Aos 18 anos, Daniele Beatriz Nascimento tem consciência do prejuízo  que a falta de interesse dela, aliada a qualidade do ensino, trouxe  para sua vida. Reprovada quatro vezes, hoje ela se esforça para correr atrás do tempo perdido. “Não estava nem aí para os estudos. Primeiro porque a escola não incentivava e eu já não tinha interesse. Eu só queria passar de ano para não apanhar porque meu pai batia na gente como forma de castigo. Mas nem assim eu me interessava”, diz Daniele, que além de ter sido reprovada também foi expulsa da escola por mau comportamento.

Os professores, vistos na maioria das vezes como grandes culpados, também são vítimas do modelo de educação. Eles têm que ser verdadeiros estrategistas para fazer com que uma turma,de 45 alunos, com níveis diferentes, consiga assimilar o conteúdo.

“Teve uma vez que eu cheguei a dividir a turma em dois grupos: os mais avançados e os mais atrasados, mas sem dizer a eles o motivo da divisão. Para uns eu aplicava exercícios mais difíceis e para outros, mais fáceis. Além disso, já cheguei a passar meses ministrando apenas um conteúdo para fazer com que todos acompanhassem”, conta Grinalva de Oliveira, que hoje é diretora da Escola Estadual Alberto Torres, mas lecionava a disciplina de Matemática.

Ainda segundo a coordenadora pedagógica, Conceição Maria Guedes, o professor também exerce os mais diversos papéis. “Nós temos que ser psicólogos, amigos, conselheiros, mães e pais dessas crianças, que precisam não só de conteúdo, mas de apoio e carinho”, explica.

Professor aprende a não reprovar

Formulada a partir de políticas e da realidade europeia, a progressão continuada previa uma avaliação dos estudantes ao fim dos ciclos. Em países como a Inglaterra, com bons resultados, os clicos têm duração de apenas dois anos – e não quatro, como no Brasil. Nesse período, os alunos dividem a sala de aula com no máximo 30 colegas – algo que não acontece por aqui. Com um grupo reduzido, o professor pode dar atenção a cada aluno.

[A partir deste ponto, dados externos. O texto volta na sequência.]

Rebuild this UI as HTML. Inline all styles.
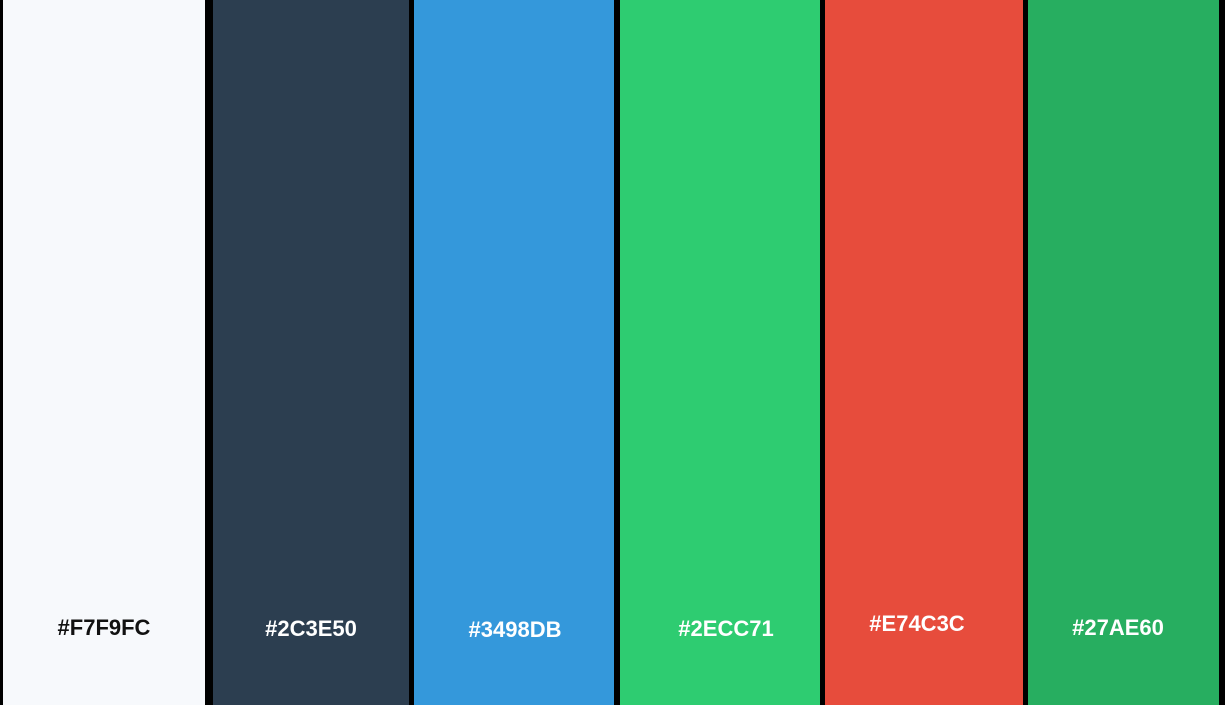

No Brasil, a adoção do modelo gera polêmica. “Do modo como está sendo aplicada a promoção automática, o aluno vem acumulando deficiências porque não é assistido como deveria. Essa política precisa ser acompanhada de um cuidado maior com a evolução do trabalho de cada aluno”, sugere a educadora Cláudia Santa Rosa.

Mas isso não vem acontecendo só no RN, mas em diversos estados.  As meninas da Escola Alberto Torres são exemplos, porque,  ao invés de assistir aula e fazer as provas de Matemática, disciplina que foram reprovadas, elas fazem apenas trabalhos. “O professor passa o trabalho e a gente  pode consultar o livro para responder as questões”, disse J.S, 14 anos.

A professora de Márcia Barreto Lima reconhece que esse método não está funcionando. “Os alunos deveriam estudar as disciplinas que ficaram em dependência no  contra turno, mas se mal tem professor para preencher um horário, não é possível colocar mais profissionais em outros”.

O resultado são crianças avançando de série sem saber ler. Como é o caso da filha do vigilante Heronildes Baltazar da Silva. Aos nove anos, a menina   faz o 5º ano e ainda não sabe ler. “Eu não me sinto bem vendo minha filha ir para a escolar e não aprender o conteúdo. Mas sei que não é culpa dela, pois é uma menina esforçada. Esse é um problema que já vem de séries anteriores. A escola vai aprovando a criança sem saber de nada ”, reclama o vigilante.

Assim como a menina, dezenas de outros alunos estão na mesma situação. “Tem aluno que chega ao 8º ano, por exemplo, sem saber  das quatro operações. E nós não podemos fazer nada, já que a política foi implantada pelo Ministério da Educação, diz Márcia Barreto Lima.